All this is great news, right? Right! I was stoked to see such a mainstream media outlet covering gluten-free news and the gluten-free diet. The article even comes with a nifty infographic showing flattened villi and listing potential symptoms of a gluten intolerance.


However, the article mistakenly listed a handful of items as containing gluten, and the Wall Street Journal issued a correction a few days later. If you’ve been following gluten-free news for a while, you can probably guess what some of the problem items were: envelope glue, lipstick, vinegar, and hard liquor. Ketchup and ice cream were also erroneously listed as often containing gluten, when in fact a quick look through the gluten-free grocery guide shows that gluten-free ketchup and gluten-free ice cream are the norm, not the exception.

Better safe than sorry, of course – and it’s true that not all brands are safe and that sometimes people report reactions to items that are in fact considered gluten-free. I was nevertheless surprised to see that so many misunderstandings persist, and that they made their way through the Wall Street Journal’s fact-checking team only to be immediately called out by commenters and by some of the experts originally quoted in the article.

How to keep misinformation from becoming mainstream? As always, Triumph is proud to be a resource for accurate, up-to-date news and information about living gluten-free. If we’re all vigilant, and take the time to educate people who may be unfamiliar with the details of the gluten-free diet, we can keep these sorts of media slip-ups to a minimum. What misunderstandings do you encounter most frequently?

5 thoughts on “Gluten-Free News from the Wall Street Journal — and Corrections”

  1. Hi Emily, Thanks for recognizing this overall outstanding article to those who might not have seen it in the WSJ. I was truly impressed by the amount of research that author Melinda Beck had done and the quotes in her work.

    However, you are right that there were a few flaws – most notably ketchup, ice cream, envelope glue, and lipstick. Still, I was very glad that the WSJ with its high-visibility obviously put a lot of work into covering celiac disease and pointing out who should go on a gluten-free diet and who should not.
    It also speaks for the integrity of the paper that they recognized the corrections that were pointed out to them in the Saturday paper ( This truly impressed me.

    1. Hello! I couldn’t agree with you more, and was thrilled to see the Journal devote this much real estate to our community. The slip-ups, to me, were mostly indicative of just how confusing the gluten-free diet is for people who haven’t been living it for quite some time (and, OK, it’s still confusing to me sometimes and I’m going on my 9th gluten-free year).

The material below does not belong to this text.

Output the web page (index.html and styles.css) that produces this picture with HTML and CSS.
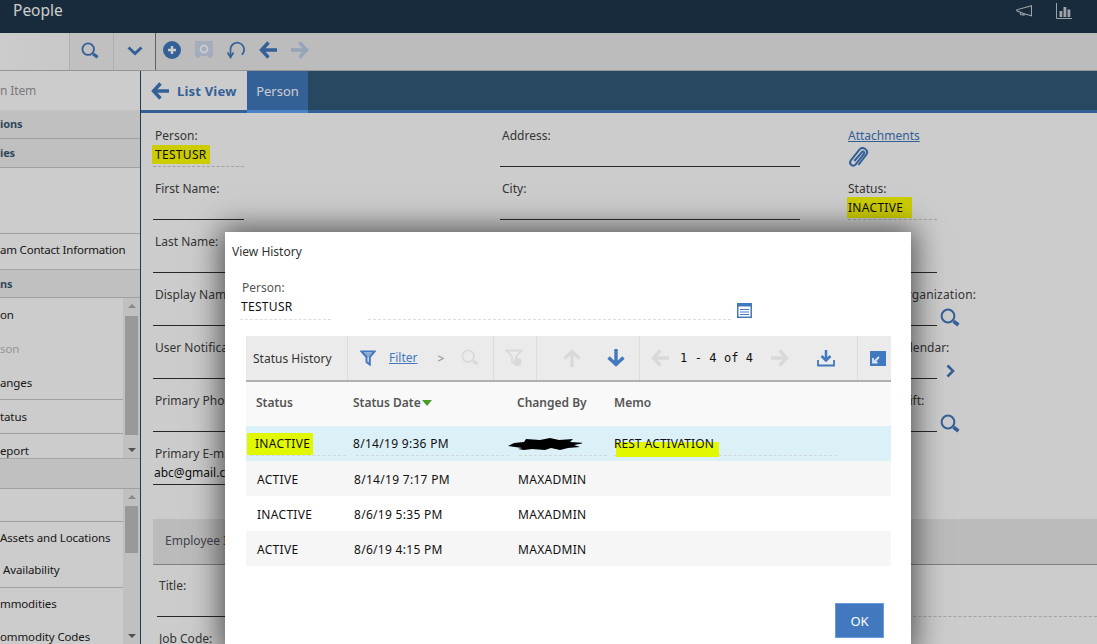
FILE: index.html
```html
<!DOCTYPE html>
<html lang="en">
<head>
<meta charset="utf-8">
<title>People</title>
<link rel="stylesheet" href="styles.css">
</head>
<body>
<svg class="defs" width="0" height="0" aria-hidden="true">
  <symbol id="i-search" viewBox="0 0 20 20"><circle cx="8" cy="8" r="6.400" fill="none" stroke="currentColor" stroke-width="2"/><path d="M13.500 13.300l5 3.700" fill="none" stroke="currentColor" stroke-width="3.600"/></symbol>
  <symbol id="i-left" viewBox="0 0 18 18"><path d="M9.500 1.500L2.500 9l7 7.500M3 9h15" fill="none" stroke="currentColor" stroke-width="3.400"/></symbol>
  <symbol id="i-right" viewBox="0 0 18 18"><path d="M8.500 1.500l7 7.500-7 7.500M15 9H0" fill="none" stroke="currentColor" stroke-width="3.400"/></symbol>
  <symbol id="i-up" viewBox="0 0 18 18"><path d="M1.500 9.500l7.500-7 7.500 7M9 3v15" fill="none" stroke="currentColor" stroke-width="3.400"/></symbol>
  <symbol id="i-down" viewBox="0 0 18 18"><path d="M1.500 8.500l7.500 7 7.500-7M9 15V0" fill="none" stroke="currentColor" stroke-width="3.400"/></symbol>
  <symbol id="i-filter" viewBox="0 0 16 16"><path d="M1.500 1.500h13L9.800 7v7.500L6.500 12V7z" fill="none" stroke="currentColor" stroke-width="2"/><path d="M4 3h8L9 7H7z" fill="currentColor" opacity=".55"/></symbol>
</svg>

<div class="page">
  <header class="topbar">
    <span class="app-title">People</span>
    <div class="top-icons">
      <svg class="top-icon" width="16" height="12" viewBox="0 0 16 12"><path d="M15.500.8v10L8 8.800.8 5.800v-1z M4 7l.5 2.500 3.500.6.300-2" fill="none" stroke="currentColor" stroke-width="1.100"/></svg>
      <svg class="top-icon" width="16" height="16" viewBox="0 0 16 16"><path d="M.5 0v15.500H16" fill="none" stroke="currentColor"/><path d="M3.500 8h2.800v6H3.500zM7.500 4h2.800v10H7.500zM11.500 6.500h2.800V14h-2.800z" fill="currentColor"/></svg>
    </div>
  </header>

  <div class="toolbar">
    <div class="tb-field"></div>
    <div class="tb-cell tb-search"><svg class="ic18"><use href="#i-search"/></svg></div>
    <div class="tb-cell tb-last"><svg width="16" height="10" viewBox="0 0 16 10" class="blue"><path d="M1.500 1.500L8 7.500l6.500-6" fill="none" stroke="currentColor" stroke-width="3"/></svg></div>
    <div class="tb-actions">
      <svg width="18" height="18" viewBox="0 0 18 18" class="blue"><circle cx="9" cy="9" r="9" fill="currentColor"/><path d="M9 5v8M5 9h8" stroke="#fff" stroke-width="2.400"/></svg>
      <svg width="18" height="18" viewBox="0 0 18 18" class="faded"><path d="M0 0h18v15l-2 2h-2l-1-2H5l-1 2H2l-2-2z" fill="currentColor"/><circle cx="9" cy="8" r="3.500" fill="none" stroke="#fff" stroke-width="1.800"/></svg>
      <svg width="18" height="18" viewBox="0 0 18 18" class="blue"><path d="M3.500 15V8.500a6.800 6.800 0 1 1 12.500 3.700c-.3.500-.7 1-1.200 1.400" fill="none" stroke="currentColor" stroke-width="1.700"/><path d="M.5 11.500l3 4.800 3-4.800" fill="none" stroke="currentColor" stroke-width="1.700"/></svg>
      <svg class="ic18 blue"><use href="#i-left"/></svg>
      <svg class="ic18 faded-arrow"><use href="#i-right"/></svg>
    </div>
  </div>

  <div class="main">
    <aside class="sidebar">
      <div class="side-top">n Item</div>
      <div class="band">ions</div>
      <div class="band">ies</div>
      <div class="side-plain">
        <div class="side-spacer"></div>
        <div class="side-row">am Contact Information</div>
      </div>
      <div class="band band-a">ns</div>
      <div class="side-scroll side-scroll-a">
        <ul class="side-list">
          <li class="row34">on</li>
          <li class="row34 disabled">son</li>
          <li class="row34 sep">anges</li>
          <li class="row34 sep">tatus</li>
          <li class="row34">eport</li>
        </ul>
        <div class="scrollbar">
          <span class="arrow-up"></span>
          <span class="thumb thumb-a"></span>
          <span class="arrow-down"></span>
        </div>
      </div>
      <div class="band band-b"></div>
      <div class="side-scroll side-scroll-b">
        <ul class="side-list">
          <li class="row33 sep"></li>
          <li class="row33">Assets and Locations</li>
          <li class="row33 sep indent">Availability</li>
          <li class="row33">mmodities</li>
          <li class="row33">ommodity Codes</li>
        </ul>
        <div class="scrollbar">
          <span class="arrow-up"></span>
          <span class="thumb thumb-b"></span>
          <span class="arrow-down"></span>
        </div>
      </div>
    </aside>

    <section class="content">
      <nav class="tabs">
        <a class="tab-list"><svg class="ic18 blue"><use href="#i-left"/></svg><span>List View</span></a>
        <a class="tab-person">Person</a>
      </nav>
      <div class="form">
        <div class="col col-1">
          <div class="field dashed"><label>Person:</label><div class="value"><mark>TESTUSR</mark></div></div>
          <div class="field"><label>First Name:</label><div class="value"></div></div>
          <div class="field"><label>Last Name:</label><div class="value"></div></div>
          <div class="field"><label>Display Name:</label><div class="value"></div></div>
          <div class="field"><label>User Notification:</label><div class="value"></div></div>
          <div class="field"><label>Primary Phone:</label><div class="value"></div></div>
          <div class="field"><label>Primary E-mail:</label><div class="value">abc@gmail.com</div></div>
        </div>
        <div class="col col-2">
          <div class="field"><label>Address:</label><div class="value"></div></div>
          <div class="field"><label>City:</label><div class="value"></div></div>
        </div>
        <div class="col col-3">
          <div class="attach">
            <a class="link">Attachments</a>
            <svg class="clip" width="20" height="20" viewBox="3 2 15 15"><path d="M7 12.500l5.500-6.500c1-1.200 2.600-.2 1.700 1.200L8 15c-2 2.400-5.500-.3-3.600-3l6.400-8c2.500-3 7.500.3 5.200 3.800L10 15.500" fill="none" stroke="currentColor" stroke-width="1.500"/></svg>
          </div>
          <div class="field dashed"><label>Status:</label><div class="value"><mark class="mark-status">INACTIVE</mark></div></div>
          <div class="field"><label>Type:</label><div class="value"></div></div>
          <div class="field with-icon"><label class="label-wide">Primary Organization:</label><div class="value"></div><svg class="field-icon"><use href="#i-search"/></svg></div>
          <div class="field with-icon"><label>Primary Calendar:</label><div class="value"></div><svg class="field-chev" width="9" height="14" viewBox="0 0 9 14"><path d="M1.500 1.500L7 7l-5.500 5.500" fill="none" stroke="currentColor" stroke-width="2.600"/></svg></div>
          <div class="field with-icon"><label>Primary Shift:</label><div class="value"></div><svg class="field-icon"><use href="#i-search"/></svg></div>
        </div>
      </div>
      <div class="employee">
        <div class="employee-band">Employee I</div>
        <div class="employee-body">
          <div class="employee-col">
            <div class="field"><label>Title:</label><div class="value"></div></div>
            <div class="field"><label>Job Code:</label><div class="value"></div></div>
          </div>
          <div class="employee-col">
            <div class="field dashed"><label></label><div class="value"></div></div>
          </div>
        </div>
      </div>
    </section>
  </div>

  <div class="scrim"></div>

  <div class="modal" role="dialog">
    <div class="modal-title">View History</div>
    <div class="modal-person">
      <div class="mp-field">
        <label>Person:</label>
        <div class="mp-value">TESTUSR</div>
      </div>
      <div class="mp-desc"></div>
      <svg class="cal" width="15" height="15" viewBox="0 0 15 15"><rect x=".75" y=".75" width="13.500" height="13.500" fill="#fff" stroke="#4178be" stroke-width="1.500"/><path d="M0 0h15v3.500H0z" fill="#4178be"/><path d="M3 6.500h9M3 9h9M3 11.500h9" stroke="#4178be"/></svg>
    </div>

    <div class="history">
      <div class="h-toolbar">
        <div class="ht-title">Status History</div>
        <div class="ht-filter">
          <svg class="ic16 blue"><use href="#i-filter"/></svg>
          <a class="link">Filter</a>
          <span class="ht-gt">&gt;</span>
          <svg class="ic18 off"><use href="#i-search"/></svg>
        </div>
        <div class="ht-clear">
          <svg width="18" height="18" viewBox="0 0 18 18" class="off"><path d="M1.500 1.500h15L11 7.500v8L7 13V7.500z" fill="none" stroke="currentColor" stroke-width="1.800"/><circle cx="12.500" cy="13" r="4" fill="currentColor"/></svg>
        </div>
        <div class="ht-sort">
          <svg class="ic18 off"><use href="#i-up"/></svg>
          <svg class="ic18 blue"><use href="#i-down"/></svg>
        </div>
        <div class="ht-page">
          <svg class="ic18 off"><use href="#i-left"/></svg>
          <span class="ht-count">1 - 4 of 4</span>
          <svg class="ic18 off"><use href="#i-right"/></svg>
          <svg class="ht-dl blue" width="18" height="18" viewBox="0 0 18 18"><path d="M9 1v10M4.500 7L9 11.500 13.500 7" fill="none" stroke="currentColor" stroke-width="2.500"/><path d="M1 11v5.500h16V11" fill="none" stroke="currentColor" stroke-width="1.800"/></svg>
        </div>
        <div class="ht-restore">
          <svg width="16" height="15" viewBox="0 0 16 15"><rect width="16" height="15" fill="#4178be"/><path d="M9 6L4 11M3 7v4.500h4.500" fill="none" stroke="#dbe6f4" stroke-width="1.800"/></svg>
        </div>
      </div>

      <div class="h-grid h-head">
        <div>Status</div>
        <div>Status Date<span class="sort-mark"></span></div>
        <div>Changed By</div>
        <div>Memo</div>
      </div>
      <div class="h-grid h-row h-selected">
        <div class="c-dash"><mark class="hl-bright">INACTIVE</mark></div>
        <div class="c-dash">8/14/19 9:36 PM</div>
        <div class="c-dash"><svg class="redact" width="74" height="15" viewBox="0 0 74 15"><path d="M0 10l6-3 10-1 2-3 14 1 10-2 9 2 14-1-3 3 14 1-10 2 6 2-12 1-8 2-9-2-6 2-13-1-8 1-6-1 4-1z" fill="#000"/></svg></div>
        <div class="c-dash c-memo"><mark class="hl-low">REST ACTIVATION</mark></div>
      </div>
      <div class="h-grid h-row h-alt h-plain">
        <div>ACTIVE</div><div>8/14/19 7:17 PM</div><div>MAXADMIN</div><div></div>
      </div>
      <div class="h-grid h-row h-plain">
        <div>INACTIVE</div><div>8/6/19 5:35 PM</div><div>MAXADMIN</div><div></div>
      </div>
      <div class="h-grid h-row h-alt h-plain">
        <div>ACTIVE</div><div>8/6/19 4:15 PM</div><div>MAXADMIN</div><div></div>
      </div>
    </div>

    <div class="modal-foot"><button class="ok" type="button">OK</button></div>
  </div>
</div>
</body>
</html>
```
FILE: styles.css
```css
* { box-sizing: border-box; }
html, body { margin: 0; padding: 0; }
body { font-family: "Noto Sans", "Open Sans", sans-serif; font-size: 12px; color: #222; background: #fff; }
.defs { position: absolute; }
.page { position: relative; width: 1097px; height: 644px; overflow: hidden; display: flex; flex-direction: column; }
.ic18 { width: 18px; height: 18px; }
.ic16 { width: 16px; height: 16px; }
.blue, .ic18, .clip, .field-chev, .field-icon { color: #4178be; }
.off.off { color: #d9d9d9; }
.faded { color: #ccd9ee; }
.ic18.faded-arrow { color: #b9cde8; }

/* top bar */
.topbar { height: 33px; flex: none; background: #1e364b; display: flex; align-items: flex-start; justify-content: space-between; padding: 0 25px 0 13px; }
.app-title { font-size: 15.500px; line-height: 20px; color: #fff; }
.top-icons { display: flex; gap: 24px; align-items: center; height: 17px; margin-top: 2px; }
.top-icon { color: #c8cdd2; }

/* tool bar */
.toolbar { height: 38px; flex: none; background: #ebebeb; border-bottom: 1px solid #bbb; display: flex; align-items: stretch; }
.tb-field { width: 69px; background: linear-gradient(90deg, #fff, #fafafa); }
.tb-cell { width: 44px; display: flex; align-items: center; justify-content: center; background: #f0f0f0; border-left: 1px solid #dadada; padding-bottom: 2px; }
.tb-search { padding-right: 4px; }
.tb-last { width: 43px; border-right: 1px solid #7a7a7a; }
.tb-actions { display: flex; align-items: center; gap: 14px; padding: 0 0 3px 7px; }

/* main */
.main { flex: 1; display: flex; min-height: 0; }
.sidebar { width: 141px; flex: none; border-right: 1px solid #2a4a66; display: flex; flex-direction: column; overflow: hidden; line-height: 16px; font-size: 11.500px; letter-spacing: -.12px; }
.side-top { height: 40px; display: flex; align-items: center; color: #999; font-size: 12px; }
.band { height: 29px; flex: none; background: #f0f0f0; border-bottom: 1px solid #c8c8c8; display: flex; align-items: center; font-weight: 700; color: #3d5a74; font-size: 11px; }
.side-plain { height: 101px; flex: none; }
.side-spacer { height: 66px; border-bottom: 1px solid #c8c8c8; }
.side-row { height: 32px; display: flex; align-items: center; letter-spacing: -.2px; }
.band-a { height: 29px; border-top: 1px solid #d0d0d0; }
.band-b { height: 31px; border-top: 1px solid #d0d0d0; }
.side-scroll { display: flex; flex: none; overflow: hidden; }
.side-scroll-a { height: 160px; }
.side-scroll-b { height: 155px; }
.side-list { list-style: none; margin: 0; padding: 0; flex: 1; min-width: 0; }
.side-list li { display: flex; align-items: center; white-space: nowrap; }
.row34 { height: 34px; }
.row33 { height: 33px; padding-bottom: 2px; }
.sep { border-bottom: 1px solid #c8c8c8; }
.indent { padding-left: 3px; }
.disabled { color: #bbb; }
.scrollbar { width: 17px; flex: none; background: #f0f0f0; position: relative; display: flex; flex-direction: column; align-items: center; padding: 6px 0; }
.arrow-up, .arrow-down { flex: none; width: 0; height: 0; border-left: 4px solid transparent; border-right: 4px solid transparent; }
.arrow-up { border-bottom: 4px solid #aaa; }
.arrow-down { border-top: 4px solid #666; margin-top: auto; }
.thumb { width: 13px; background: #c0c0c0; flex: none; }
.thumb-a { height: 119px; margin-top: 8px; }
.thumb-b { height: 47px; margin-top: 7px; }

/* content */
.content { flex: 1; min-width: 0; display: flex; flex-direction: column; }
.tabs { height: 42px; flex: none; background: #325a7a; border-bottom: 3px solid #4178be; display: flex; }
.tab-list { width: 106px; background: #fff; margin-bottom: -3px; border-bottom: 3px solid #4178be; display: flex; align-items: center; gap: 8px; padding: 0 0 0 10px; color: #4178be; font-weight: 700; font-size: 13px; letter-spacing: .2px; }
.tab-person { width: 61px; background: #4178be; margin-bottom: -3px; border-bottom: 3px solid #5da5f5; display: flex; align-items: center; justify-content: center; color: #fff; font-size: 13px; }
.form { display: flex; padding: 15px 0 0 12px; height: 406px; flex: none; }
.col { display: flex; flex-direction: column; }
.col-1 { width: 347px; }
.col-1 .value { width: 91px; }
.col-2 { width: 348px; }
.col-2 .value { width: 300px; }
.col-3 .value { width: 89px; }
.field { height: 53px; flex: none; position: relative; }
.field label { display: block; height: 17px; line-height: 16px; padding-left: 2px; color: #444; white-space: nowrap; }
.col-3 .field label { padding-left: 0; }
.col-3 .field .label-wide { letter-spacing: .2px; }
.value { height: 22px; line-height: 20px; border-bottom: 1px solid #333; color: #111; white-space: nowrap; padding-left: 1px; overflow: visible; }
.dashed .value { border-bottom: 1px dashed #ccc; }
mark { background: #ff0; color: #111; padding: 1px 3px; margin-left: -2px; letter-spacing: .3px; }
.col-3 .value { padding-left: 0; }
.mark-status { margin-left: -1px; padding: 2px 9px 2px 1px; }
.attach { height: 53px; flex: none; display: flex; flex-direction: column; align-items: flex-start; gap: 3px; }
.link { color: #4178be; text-decoration: underline; line-height: 16px; }
.clip { margin-left: 1px; }
.field-icon { position: absolute; left: 92px; top: 21px; width: 20px; height: 20px; }
.field-chev { position: absolute; left: 98px; top: 24px; }
.employee { padding-left: 12px; }
.employee-band { height: 46px; background: #eaeaea; border-bottom: 1px solid #9f9f9f; display: flex; align-items: center; padding: 0 0 2px 12px; color: #556; }
.employee-body { padding: 13px 0 0 4px; display: flex; gap: 30px; }
.employee-col { flex: none; width: 310px; }
.employee-col + .employee-col { width: 620px; }
.employee-col .value { width: 100%; }

/* overlay */
.scrim { position: absolute; inset: 0; background: rgba(0, 0, 0, .2); }
.modal { position: absolute; left: 225px; top: 232px; width: 686px; height: 420px; background: #fff; box-shadow: 0 0 28px 4px rgba(0, 0, 0, .6); padding: 0 20px 0 21px; }
.modal-title { height: 39px; line-height: 39px; margin-left: -14px; color: #333; }
.modal-person { display: flex; align-items: flex-end; height: 49px; margin-left: -6px; }
.mp-field { width: 91px; border-bottom: 1px dashed #ddd; height: 42px; }
.mp-field label { display: block; height: 19px; line-height: 19px; padding-left: 2px; color: #555; }
.mp-value { line-height: 20px; padding-left: 1px; color: #111; letter-spacing: .3px; }
.mp-desc { width: 363px; margin-left: 37px; border-bottom: 1px dashed #ddd; }
.cal { margin: 0 0 0 6px; position: relative; top: -2px; }
.history { margin-top: 16px; width: 645px; }
.h-toolbar { height: 46px; background: #ebebeb; border-bottom: 2px solid #b0b0b0; display: flex; align-items: stretch; }
.h-toolbar > div { display: flex; align-items: center; border-right: 1px solid #dcdcdc; }
.ht-title { width: 102px; padding-left: 7px; color: #333; }
.ht-filter { width: 146px; padding-left: 12px; gap: 13px; }
.ht-gt { color: #888; margin: 0 4px 0 7px; }
.ht-clear { width: 43px; padding-left: 11px; }
.ht-sort { width: 103px; padding-left: 26px; gap: 26px; }
.ht-page { width: 218px; padding-left: 11px; }
.ht-count { font-family: "DejaVu Sans Mono", "Liberation Mono", monospace; font-size: 12px; color: #111; margin: 0 18px 0 11px; white-space: nowrap; word-spacing: .2px; }
.ht-dl { margin-left: 28px; }
.h-toolbar > .ht-restore { border-right: 0; padding-left: 12px; }
.h-grid { display: grid; grid-template-columns: 105px 163px 98px 1fr; align-items: center; }
.h-grid > div { padding-left: 2px; white-space: nowrap; }
.h-head { height: 44px; padding-bottom: 3px; background: #f9f9f9; font-weight: 600; color: #555; }
.h-head > div:first-child { padding-left: 10px; }
.h-head > div:nth-child(3) { padding-left: 3px; }
.h-row { height: 35px; color: #111; letter-spacing: .3px; }
.h-plain { padding-top: 1px; }
.h-plain > div { padding-left: 3px; }
.h-plain > div:first-child { padding-left: 11px; }
.h-plain > div:nth-child(3) { padding-left: 4px; }
.h-alt { background: #f6f6f6; }
.h-selected { background: #dcf0f8; align-items: stretch; }
.h-selected > div { display: flex; align-items: center; position: relative; }
.h-selected > .c-dash::after { content: ""; position: absolute; left: 5px; right: 5px; bottom: 5px; border-bottom: 1px dashed #d0d8dc; }
.h-selected > .c-memo::after { left: 1px; right: 54px; }
.h-selected > div:first-child { padding-left: 9px; }
.sort-mark { display: inline-block; width: 0; height: 0; margin-left: 1px; vertical-align: 1px; border-left: 5px solid transparent; border-right: 5px solid transparent; border-top: 6px solid #4c9a2a; }
.hl-bright { background: #e2f800; padding: 2px 3px 3px 8px; margin-left: -8px; position: relative; z-index: 1; }
.hl-low { background: linear-gradient(180deg, transparent 30%, #e2f800 30%) no-repeat 2px 0; padding: 0 5px 5px 0; margin: 5px 0 0 0; letter-spacing: .05px; position: relative; z-index: 1; }
.redact { display: block; margin-left: -8px; position: relative; z-index: 1; }
.modal-foot { display: flex; justify-content: flex-end; padding: 37px 7px 0 0; }
.ok { width: 49px; height: 35px; background: #4178be; color: #fff; border: 1px solid #6a9be0; font: inherit; font-size: 13px; padding: 0; }
```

  2. Hi Emily, so true. I really appreciate the great mutual support the gluten-free community gives each other. There are only few days I am not learning something new. That’s why I fully agree with your last paragraph – Triumph is one of the most reliable sources for accurate, up-to-date information on living gluten-free. Thank you and the whole team for doing an outstanding job!

  3. But lots of people do react to lipstick with gluten (or other beauty products that one way or another end up in one’s mouth). I was surprised by the “correction” that “amount of gluten in some lipsticks is too small to pose health problems.” If one re-applies lipstick a few times a day (or more) it adds up. Better safe than sorry would indeed seem to apply here instead of saying this needn’t even be considered, especially for those newly diagnosed or particularly sensitive.

  4. Thanks, Hajo!
    And Renee, thank you as well. You’re right: hidden gluten does pop up in the most unexpected places, and living with a gluten intolerance often means extra vigilance. At the end of the day, it’s wise to always check ingredients — there are certainly safe and unsafe lipsticks out there. Sometime soon, we’ll dedicate a post to the subject and explore the options a little more fully.